Walter Ernest O'Neil Yeo (20th October 1890 – December 1960) was an English sailor in the First World War, who is thought to have been one of the first people to benefit from advanced plastic surgery, namely a skin flap.

==Early life==
Yeo was born in Plymouth, Devon, to Petty Officer Francis Yeo and his wife Rhoda Sarah Yeo (née Jarman). He had two elder sisters, Adelaide and Elsie. Three weeks after his birth, his father was killed aboard while on route to Sierra Leone, after hitting rocks off Cape Vilan, Spain. Three of the 176 people on board survived the shipwreck. His mother was later an alemaker at the Royal William Victualling Yard.

===Navy===
Yeo entered into the Royal Navy aged 15. As he was under 18, he was rated as a boy, second class. His sub-rating was that of bugler until 1911. His date of formally joining was 1 October 1906. He signed up for 12 years' service, and this period would only start when he turned 18. Thus the date of his adult service, and hence the start of his 12 years' service, started on his 18th birthday in 1908. He had his initial training aboard HMS Ganges (shore establishment), and first went to sea aboard in 1907, by this time a boy, first class. He was rated ordinary seaman on his 18th birthday and conducted his adult training at HMS Vivid (shore establishment 1890).

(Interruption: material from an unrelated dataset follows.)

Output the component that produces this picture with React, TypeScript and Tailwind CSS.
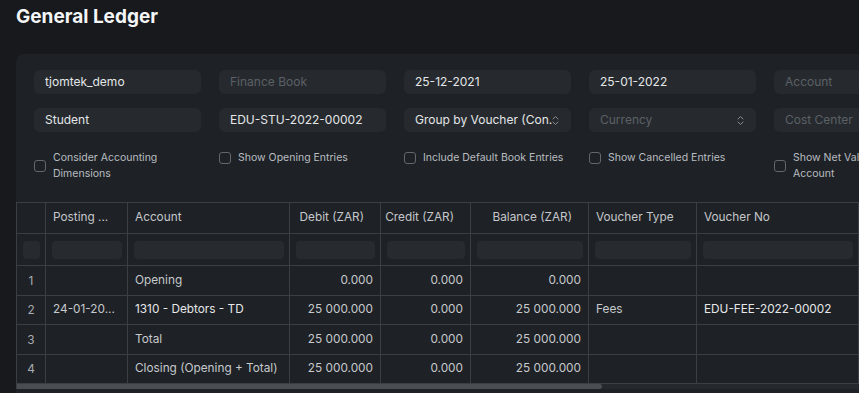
import React from "react";

const colW = [
  "w-[29px]",
  "w-[82px]",
  "w-[162px]",
  "w-[91px]",
  "w-[90px]",
  "w-[118px]",
  "w-[108px]",
  "w-[162px]",
  "w-[160px]",
];

const headers: { label: string; right?: boolean }[] = [
  { label: "" },
  { label: "Posting ..." },
  { label: "Account" },
  { label: "Debit (ZAR)", right: true },
  { label: "Credit (ZAR)", right: true },
  { label: "Balance (ZAR)", right: true },
  { label: "Voucher Type" },
  { label: "Voucher No" },
  { label: "" },
];

type Row = {
  n: string;
  date: string;
  account: string;
  accBright?: boolean;
  debit: string;
  credit: string;
  balance: string;
  vtype: string;
  vno: string;
  h: string;
};

const rows: Row[] = [
  { n: "1", date: "", account: "Opening", debit: "0.000", credit: "0.000", balance: "0.000", vtype: "", vno: "", h: "h-[30px]" },
  { n: "2", date: "24-01-20...", account: "1310 - Debtors - TD", accBright: true, debit: "25 000.000", credit: "0.000", balance: "25 000.000", vtype: "Fees", vno: "EDU-FEE-2022-00002", h: "h-[29px]" },
  { n: "3", date: "", account: "Total", debit: "25 000.000", credit: "0.000", balance: "25 000.000", vtype: "", vno: "", h: "h-[30px]" },
  { n: "4", date: "", account: "Closing (Opening + Total)", debit: "25 000.000", credit: "0.000", balance: "25 000.000", vtype: "", vno: "", h: "h-[29px]" },
];

function Field({ text, placeholder, select }: { text?: string; placeholder?: string; select?: boolean }) {
  return (
    <div className="w-[167px] h-6 shrink-0 rounded-[6px] bg-[#262a2e] flex items-center pl-[11px] pr-[12px] text-xs">
      <span className={"flex-1 whitespace-nowrap overflow-hidden " + (text ? "text-[#e4e6e8]" : "text-[#5c6066]")}>
        {text ?? placeholder}
      </span>
      {select && (
        <svg width="7" height="11" viewBox="0 0 7 11" fill="none" className="shrink-0">
          <path d="M1 4 L3.5 1.5 L6 4" stroke="#8a8e94" strokeWidth="1" strokeLinecap="round" strokeLinejoin="round" />
          <path d="M1 7 L3.5 9.5 L6 7" stroke="#8a8e94" strokeWidth="1" strokeLinecap="round" strokeLinejoin="round" />
        </svg>
      )}
    </div>
  );
}

function Check({ label, w }: { label: string; w: string }) {
  return (
    <div className={"shrink-0 flex items-center gap-[7px] " + w}>
      <div className="w-3 h-3 shrink-0 rounded-[3px] border border-[#63676d]" />
      <span className="text-[10.5px] leading-4 text-[#b9bdc1]">{label}</span>
    </div>
  );
}

export default function App() {
  return (
    <div
      className="w-[859px] h-[393px] overflow-hidden bg-[#17191d]"
      style={{ fontFamily: "Inter, 'Noto Sans', sans-serif" }}
    >
      <div className="h-[54px] pl-4 pt-[3px]">
        <h1 className="text-[19px] leading-[28px] font-bold text-[#f4f5f6]">General Ledger</h1>
      </div>
      <div className="ml-4 w-[1100px] h-[400px] rounded-tl-lg bg-[#1e2125] pt-4">
        <div className="px-[18px]">
          <div className="flex gap-[18px]">
            <Field text="tjomtek_demo" />
            <Field placeholder="Finance Book" />
            <Field text="25-12-2021" />
            <Field text="25-01-2022" />
            <Field placeholder="Account" />
          </div>
          <div className="flex gap-[18px] mt-[14px]">
            <Field text="Student" />
            <Field text="EDU-STU-2022-00002" />
            <Field text="Group by Voucher (Con..." select />
            <Field placeholder="Currency" select />
            <Field placeholder="Cost Center" />
          </div>
          <div className="flex gap-[18px] mt-[18px] items-start">
            <div className="w-[167px] shrink-0 h-8 flex items-center">
              <Check label="Consider Accounting Dimensions" w="w-[150px]" />
            </div>
            <Check label="Show Opening Entries" w="w-[167px]" />
            <Check label="Include Default Book Entries" w="w-[167px]" />
            <Check label="Show Cancelled Entries" w="w-[167px]" />
            <div className="w-[167px] shrink-0 h-8 flex items-center">
              <Check label="Show Net Values in Party Account" w="w-[150px]" />
            </div>
          </div>
        </div>

        <div className="mt-[20px] border-t border-l border-[#3b3e43] w-max text-[11.8px]">
          {/* header */}
          <div className="flex h-[31px] border-b border-[#3b3e43]">
            {headers.map((h, i) => (
              <div
                key={i}
                className={
                  colW[i] +
                  " shrink-0 border-r border-[#3b3e43] flex items-center pb-[1px] text-[#c4c7cb] " +
                  (h.right ? "justify-end pr-4" : "pl-[7px]")
                }
              >
                {h.label}
              </div>
            ))}
          </div>
          {/* filter row */}
          <div className="flex h-8 border-b border-[#3b3e43]">
            {headers.map((_, i) => (
              <div
                key={i}
                className={colW[i] + " shrink-0 border-r border-[#3b3e43] flex items-center pl-[6px] pr-[5px]"}
              >
                <div className="w-full h-[18px] rounded-[4px] bg-[#272a2f]" />
              </div>
            ))}
          </div>
          {rows.map((r) => {
            const cells: { v: string; right?: boolean; bright?: boolean; center?: boolean }[] = [
              { v: r.n, center: true },
              { v: r.date },
              { v: r.account, bright: r.accBright },
              { v: r.debit, right: true },
              { v: r.credit, right: true },
              { v: r.balance, right: true },
              { v: r.vtype },
              { v: r.vno, bright: true },
              { v: "" },
            ];
            return (
              <div key={r.n} className={"flex border-b border-[#3b3e43] " + r.h}>
                {cells.map((c, i) => (
                  <div
                    key={i}
                    className={
                      colW[i] +
                      " shrink-0 border-r border-[#3b3e43] flex items-center whitespace-nowrap overflow-hidden " +
                      (c.center
                        ? "justify-center pt-[2px] text-[#a9adb2]"
                        : c.right
                        ? "justify-end pr-[7px] text-[#c6c9cd]"
                        : "pl-[7px] " + (c.bright ? "text-[#e6e8ea]" : "text-[#c6c9cd]"))
                    }
                  >
                    {c.v}
                  </div>
                ))}
              </div>
            );
          })}
          <div className="h-[5px] bg-[#25282c] flex">
            <div className="w-[585px] h-full rounded-r-full bg-[#4a4d52]" />
          </div>
        </div>
      </div>
    </div>
  );
}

He was assigned to in 1911, and was promoted to leading seaman in 1912. After further training back at HMS Vivid I, he joined on 1 April 1915, becoming a petty officer whilst aboard on 20 May 1915. He would be promoted to acting warrant officer in June 1917 as a gunner.

===Injuries===
Yeo was wounded on 31 May 1916, during the Battle of Jutland, while manning the guns aboard the battleship . He sustained terrible facial injuries, including the loss of upper and lower eyelids. There is some uncertainty as to where he was first admitted to hospital, due to the poor documentation. However, he is known to have been admitted to Plymouth Hospital while waiting for a place at Queen Mary's Hospital in Sidcup, Kent, which was granted on 8 August 1917. He was treated by Harold Gillies, the first man to transfer skin from undamaged areas on the body. Gillies's notes on this case indicate that the main disfigurement was severe ectropion as well as waxy scar tissue of the forehead and nose. Gillies opened a specialist ward at Queen Mary's Hospital for the treatment of the facially wounded. Yeo is thought to have been one of the first patients to be treated with this newly developed technique, a form of skin transplantation called a 'tubed pedicle' flap.

===Aftermath===
During the long process of surgery, a 'mask' of skin was transplanted across Yeo's face and eyes, including new eyelids. The operation to replace the skin of the midface and forehead took place in multiple stages. The first stage was the outlining of the graft as well as placement of a stent to contour for the nasal dorsum on 12 November 1917. On post-operative day five, a serious infection was noted as well as complications with the stent requiring surgical intervention. On 30 November, the second stage of the surgery was performed which consisted of excision of the scar tissue of the face and transfer of the graft. Again, post-operative infection was a major complication. Gillies described the flap as "floating in pus at one point" which required extensive care to salvage most of the tissue. In January 1918, the pedicles were returned to the chest with the surgery deemed a success. Minor revisions were performed in the following months to improve the aesthetics of the graft. By July 1919, he was found to be fit for active service again and was recorded as having completed courses in September 1919. He underwent a further operation in August 1921, after which his disfigurement was recorded as 'improved, but still severe', and he was recommended for medical discharge, which took place on 15 December 1921. Yeo later received further treatment for a corneal ulcer at the Royal Naval Hospital in Plymouth in 1938.

==Personal and later life==
Yeo married Ada Edwards in 1914, and had two daughters with her: Lilian Evelyn Yeo, born 21 October 1914, and Doreen Y. Yeo, born in 1919. He died in his hometown, Plymouth, where he had spent the majority of his life, in 1960 at the age of seventy.